* [WORK TO COMPLETE]: Extract every line that includes the string "document".

* [DATA EXTRACT]:

[Start]

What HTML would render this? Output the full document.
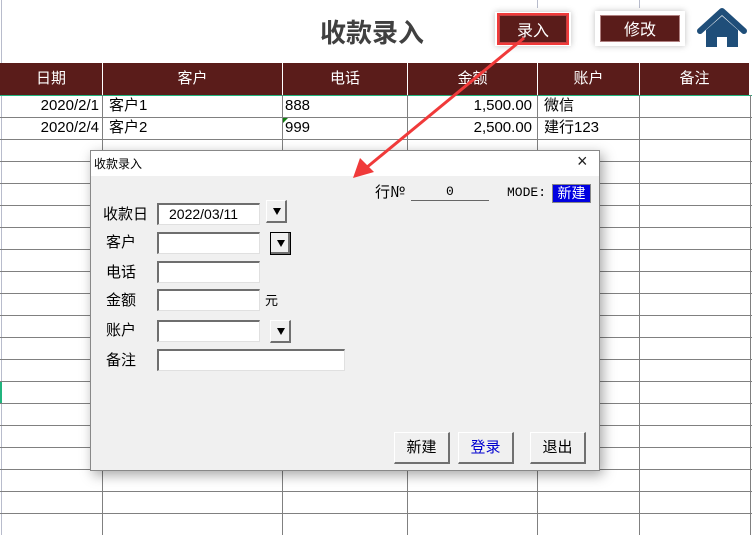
<!DOCTYPE html>
<html><head><meta charset="utf-8"><style>
*{margin:0;padding:0;box-sizing:border-box}
body{width:752px;height:535px;position:relative;overflow:hidden;background:#fff;font-family:"Liberation Sans","Noto Sans CJK SC",sans-serif}
.a{position:absolute}
.hl{position:absolute;left:0;width:752px;height:1px;background:#808080}
.vl{position:absolute;width:1px;background:#808080}
.hd{position:absolute;top:63px;height:32px;background:#5a1c1a;color:#fff;font-size:15px;text-align:center;line-height:32px;border-right:1px solid #fff}
.c{position:absolute;font-size:15px;color:#000;line-height:22px}
.lbl{position:absolute;font-size:15px;color:#000;font-family:"Noto Sans CJK SC",sans-serif}
.inp{position:absolute;background:#fff;border-top:2px solid #6e6e6e;border-left:2px solid #6e6e6e;border-right:1px solid #e0e0e0;border-bottom:1px solid #e0e0e0}
.dd{position:absolute;width:21px;height:23px;background:#f0f0f0;border-top:1px solid #fff;border-left:1px solid #fff;border-right:2px solid #707070;border-bottom:2px solid #707070}
.dd:after{content:"";position:absolute;left:6px;top:7px;border-left:4px solid transparent;border-right:4px solid transparent;border-top:7px solid #000}
.btn{position:absolute;width:56px;height:32px;background:#f0f0f0;border-top:1px solid #fff;border-left:1px solid #fff;border-right:2px solid #707070;border-bottom:2px solid #707070;font-size:15px;text-align:center;line-height:28px;font-family:"Noto Sans CJK SC",sans-serif}
</style></head><body>
<div class="a" style="left:1px;top:0;width:1px;height:535px;background:#b8bccc"></div>
<div class="vl" style="left:537px;top:0;height:8px;background:#b8bccc"></div>
<div class="vl" style="left:639px;top:0;height:8px;background:#b8bccc"></div>
<div class="a" style="left:320px;top:14px;font-size:26px;font-weight:bold;color:#404040;font-family:'Noto Sans CJK SC',sans-serif;line-height:36px">收款录入</div>
<div class="a" style="left:495px;top:12px;width:76px;height:34px;box-shadow:0 0 6px rgba(0,0,0,.25);background:#fff"></div>
<div class="a" style="left:499px;top:15px;width:68px;height:28px;background:#5a1c1a;border:1px solid #c04040;outline:2px solid #f03a3a;color:#fff;font-size:16px;text-align:center;line-height:26px;font-family:'Noto Sans CJK SC',sans-serif">录入</div>
<div class="a" style="left:595px;top:11px;width:90px;height:35px;box-shadow:0 0 6px rgba(0,0,0,.25);background:#fff"></div>
<div class="a" style="left:600px;top:15px;width:80px;height:27px;background:#5a1c1a;border:1px solid #b08080;color:#fff;font-size:16px;text-align:center;line-height:25px;font-family:'Noto Sans CJK SC',sans-serif">修改</div>
<svg class="a" style="left:695px;top:5px" width="54" height="45" viewBox="695 5 54 45"><path d="M700 31 L722 11 L744 31" fill="none" stroke="#1f4e79" stroke-width="6" stroke-linecap="round" stroke-linejoin="round"/><path d="M706 30 L722 16 L738 30 L738 47 L727 47 L727 37 L717 37 L717 47 L706 47 Z" fill="#1f4e79"/></svg>

<div class="hd" style="left:0;width:103px">日期</div>
<div class="hd" style="left:103px;width:180px">客户</div>
<div class="hd" style="left:283px;width:125px">电话</div>
<div class="hd" style="left:408px;width:130px">金额</div>
<div class="hd" style="left:538px;width:102px">账户</div>
<div class="hd" style="left:640px;width:110px">备注</div>
<div class="a" style="left:0;top:95px;width:752px;height:1px;background:#21b47e"></div>
<div class="a" style="left:0;top:381px;width:2px;height:22px;background:#21b47e"></div>
<div id="g"></div>
<script>
var s='';for(var y=117;y<=513;y+=22)s+='<div class="hl" style="top:'+y+'px"></div>';
[102,282,407,537,639,750].forEach(function(x){s+='<div class="vl" style="left:'+x+'px;top:95px;height:440px"></div>'});
document.getElementById('g').innerHTML=s;
</script>
<div class="c" style="left:0;width:99px;text-align:right;top:95px">2020/2/1</div>
<div class="c" style="left:0;width:99px;text-align:right;top:117px">2020/2/4</div>
<div class="c" style="left:109px;top:95px">客户1</div>
<div class="c" style="left:109px;top:117px">客户2</div>
<div class="c" style="left:285px;top:95px">888</div>
<div class="c" style="left:285px;top:117px">999</div>
<div class="a" style="left:283px;top:118px;border-top:5px solid #107c10;border-right:5px solid transparent"></div>
<div class="c" style="left:408px;width:124px;text-align:right;top:95px">1,500.00</div>
<div class="c" style="left:408px;width:124px;text-align:right;top:117px">2,500.00</div>
<div class="c" style="left:544px;top:95px">微信</div>
<div class="c" style="left:544px;top:117px">建行123</div>

<div class="a" style="left:90px;top:150px;width:510px;height:321px;background:#f0f0f0;border:1px solid #888;box-shadow:3px 4px 12px rgba(0,0,0,.35)">
 <div class="a" style="left:0;top:0;width:508px;height:25px;background:#fff"></div>
 <div class="a" style="left:3px;top:4px;font-size:12px;font-family:'Noto Sans CJK SC',sans-serif">收款录入</div>
 <div class="a" style="left:486px;top:0px;font-size:18px;color:#222">×</div>
</div>
<div class="lbl" style="left:375px;top:181px">行№</div>
<div class="a" style="left:411px;top:200px;width:78px;height:1px;background:#666"></div>
<div class="a" style="left:446px;top:184px;font-size:13px;font-family:'Liberation Mono',monospace">0</div>
<div class="a" style="left:507px;top:185px;font-size:13px;font-family:'Liberation Mono',monospace">MODE:</div>
<div class="a" style="left:552px;top:184px;width:39px;height:19px;background:#0000e0;border:1px solid #888;color:#fff;font-size:14px;text-align:center;line-height:17px;font-family:'Noto Sans CJK SC',sans-serif">新建</div>

<div class="lbl" style="left:103px;top:203px">收款日</div>
<div class="lbl" style="left:106px;top:231px">客户</div>
<div class="lbl" style="left:106px;top:261px">电话</div>
<div class="lbl" style="left:106px;top:289px">金额</div>
<div class="lbl" style="left:106px;top:319px">账户</div>
<div class="lbl" style="left:106px;top:349px">备注</div>
<div class="inp" style="left:157px;top:203px;width:103px;height:22px;font-size:14px;line-height:18px;padding-left:10px">2022/03/11</div>
<div class="inp" style="left:157px;top:232px;width:103px;height:22px"></div>
<div class="inp" style="left:157px;top:261px;width:103px;height:22px"></div>
<div class="inp" style="left:157px;top:289px;width:103px;height:22px"></div>
<div class="inp" style="left:157px;top:320px;width:103px;height:22px"></div>
<div class="inp" style="left:157px;top:349px;width:188px;height:22px"></div>
<div class="lbl" style="left:265px;top:290px;font-size:13px">元</div>
<div class="dd" style="left:266px;top:200px"></div>
<div class="dd" style="left:270px;top:232px;border:1px solid #000;box-shadow:inset -2px -2px 0 #707070"></div>
<div class="dd" style="left:270px;top:320px"></div>
<div class="btn" style="left:394px;top:432px">新建</div>
<div class="btn" style="left:458px;top:432px;color:#0000d0">登录</div>
<div class="btn" style="left:530px;top:432px">退出</div>

<svg class="a" style="left:0;top:0" width="752" height="535"><line x1="524" y1="38" x2="366" y2="168" stroke="#f03a3a" stroke-width="3"/><path d="M353 178 L360 158 L374 172 Z" fill="#f03a3a"/></svg>
</body></html>
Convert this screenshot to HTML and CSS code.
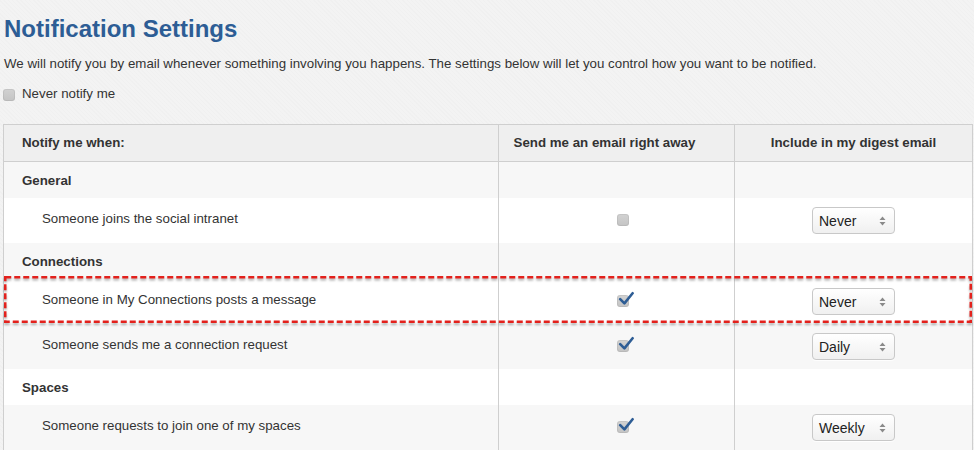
FILE: index.html
```html
<!DOCTYPE html>
<html lang="en">
<head>
    <meta charset="UTF-8">
    <meta name="viewport" content="width=device-width, initial-scale=1.0">
    <title>Notification Settings</title>
    <link rel="stylesheet" href="styles.css">
</head>
<body>
    <h1>Notification Settings</h1>
    <p class="intro">We will notify you by email whenever something involving you happens. The settings below will let you control how you want to be notified.</p>
    <label class="never"><span class="cb"></span>Never notify me</label>

    <div class="table-wrap">
        <table class="settings">
            <colgroup>
                <col class="col-event">
                <col class="col-now">
                <col class="col-digest">
            </colgroup>
            <thead>
                <tr>
                    <th>Notify me when:</th>
                    <th class="now-head">Send me an email right away</th>
                    <th class="digest-head">Include in my digest email</th>
                </tr>
            </thead>
            <tbody>
                <tr class="group"><td>General</td><td></td><td></td></tr>
                <tr class="item">
                    <td class="event">Someone joins the social intranet</td>
                    <td class="now"><span class="cb"></span></td>
                    <td class="digest"><div class="select"><span>Never</span><svg width="7" height="10" viewBox="0 0 7 10"><path d="M3.5 0.5 L6.5 4 L0.5 4 Z M3.5 9.5 L6.5 6 L0.5 6 Z" fill="#8a8a8a"/></svg></div></td>
                </tr>
                <tr class="group"><td>Connections</td><td></td><td></td></tr>
                <tr class="item">
                    <td class="event">Someone in My Connections posts a message</td>
                    <td class="now"><span class="cb checked"><svg width="16" height="16" viewBox="0 0 16 16"><path d="M2.2 9.2 L6.4 13.4 L14.6 3.2" fill="none" stroke="#2e5d95" stroke-width="2.6" stroke-linecap="round" stroke-linejoin="round"/></svg></span></td>
                    <td class="digest"><div class="select"><span>Never</span><svg width="7" height="10" viewBox="0 0 7 10"><path d="M3.5 0.5 L6.5 4 L0.5 4 Z M3.5 9.5 L6.5 6 L0.5 6 Z" fill="#8a8a8a"/></svg></div></td>
                </tr>
                <tr class="item">
                    <td class="event">Someone sends me a connection request</td>
                    <td class="now"><span class="cb checked"><svg width="16" height="16" viewBox="0 0 16 16"><path d="M2.2 9.2 L6.4 13.4 L14.6 3.2" fill="none" stroke="#2e5d95" stroke-width="2.6" stroke-linecap="round" stroke-linejoin="round"/></svg></span></td>
                    <td class="digest"><div class="select"><span>Daily</span><svg width="7" height="10" viewBox="0 0 7 10"><path d="M3.5 0.5 L6.5 4 L0.5 4 Z M3.5 9.5 L6.5 6 L0.5 6 Z" fill="#8a8a8a"/></svg></div></td>
                </tr>
                <tr class="group"><td>Spaces</td><td></td><td></td></tr>
                <tr class="item">
                    <td class="event">Someone requests to join one of my spaces</td>
                    <td class="now"><span class="cb checked"><svg width="16" height="16" viewBox="0 0 16 16"><path d="M2.2 9.2 L6.4 13.4 L14.6 3.2" fill="none" stroke="#2e5d95" stroke-width="2.6" stroke-linecap="round" stroke-linejoin="round"/></svg></span></td>
                    <td class="digest"><div class="select"><span>Weekly</span><svg width="7" height="10" viewBox="0 0 7 10"><path d="M3.5 0.5 L6.5 4 L0.5 4 Z M3.5 9.5 L6.5 6 L0.5 6 Z" fill="#8a8a8a"/></svg></div></td>
                </tr>
            </tbody>
        </table>
        <!-- annotation box around the highlighted row -->
        <svg class="highlight" width="968" height="47" viewBox="0 0 968 47">
            <rect x="1.25" y="1.25" width="965.5" height="44.5" fill="none" stroke="#e3211c" stroke-width="2.5" stroke-dasharray="6 3"/>
        </svg>
    </div>
</body>
</html>
```

FILE: styles.css
```css
body {
    margin: 0;
    padding: 0 1px 0 3px;
    font-family: "Liberation Sans", Arial, sans-serif;
    font-size: 13.3px;
    line-height: 18px;
    color: #333;
    background-color: #f3f3f3;
    background-image: repeating-linear-gradient(45deg, rgba(0, 0, 0, 0.012) 0, rgba(0, 0, 0, 0.012) 1px, transparent 1px, transparent 3px);
}
h1 {
    margin: 14px 0 0 1px;
    font-size: 24px;
    line-height: 30px;
    color: #2d5d95;
}
.intro {
    margin: 11px 0 0 1px;
}
.never {
    display: flex;
    align-items: center;
    gap: 7px;
    margin-top: 12px;
}
.cb {
    display: inline-block;
    position: relative;
    width: 12px;
    height: 12px;
    border-radius: 3px;
    background: linear-gradient(#d2d2d2, #c4c4c4);
    box-shadow: inset 0 0 0 1px rgba(0, 0, 0, 0.06);
}
.never .cb {
    margin-top: 1px;
}
.cb svg {
    position: absolute;
    left: 1px;
    top: -5px;
}
.table-wrap {
    position: relative;
    margin-top: 21px;
}
.settings {
    width: 100%;
    border-collapse: collapse;
    table-layout: fixed;
    border: 1px solid #cfcfcf;
}
.col-event { width: 495px; }
.col-now { width: 236px; }
th, td {
    padding: 8px 18px;
    line-height: 20px;
    text-align: left;
    vertical-align: top;
    border-left: 1px solid #cfcfcf;
}
th {
    background: #efefef;
    font-weight: bold;
    border-bottom: 1px solid #cfcfcf;
}
.now-head {
    text-align: center;
    padding: 8px 32px 8px 8px;
}
.digest-head {
    text-align: center;
    padding: 8px;
}
tbody tr:nth-child(odd) td {
    background: #f7f7f7;
}
tbody tr:nth-child(even) td {
    background: #fff;
}
.group td {
    font-weight: bold;
    padding-top: 9px;
    padding-bottom: 7px;
}
.item td {
    height: 29px;
}
.event {
    padding: 11px 18px 5px 38px;
}
.now {
    text-align: center;
    padding: 8px 6px 8px 18px;
}
.now .cb {
    margin-top: 8px;
}
.digest {
    padding: 9px 8px 7px;
}
.select {
    display: flex;
    align-items: center;
    justify-content: space-between;
    box-sizing: border-box;
    width: 83px;
    height: 27px;
    margin: 0 auto;
    padding: 0 8px 0 6px;
    border: 1px solid #c8c8c8;
    border-radius: 4px;
    background: linear-gradient(#ffffff, #f0f0f0);
    box-shadow: 0 1px 0 rgba(255, 255, 255, 0.8);
    color: #222;
    font-size: 14px;
}
.highlight {
    position: absolute;
    left: 1px;
    top: 152px;
    filter: drop-shadow(0 2px 1px rgba(0, 0, 0, 0.3));
}
```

[End]

* [THE REPLY]:
What HTML would render this? Output the full document.
document.getElementById('g').innerHTML=s;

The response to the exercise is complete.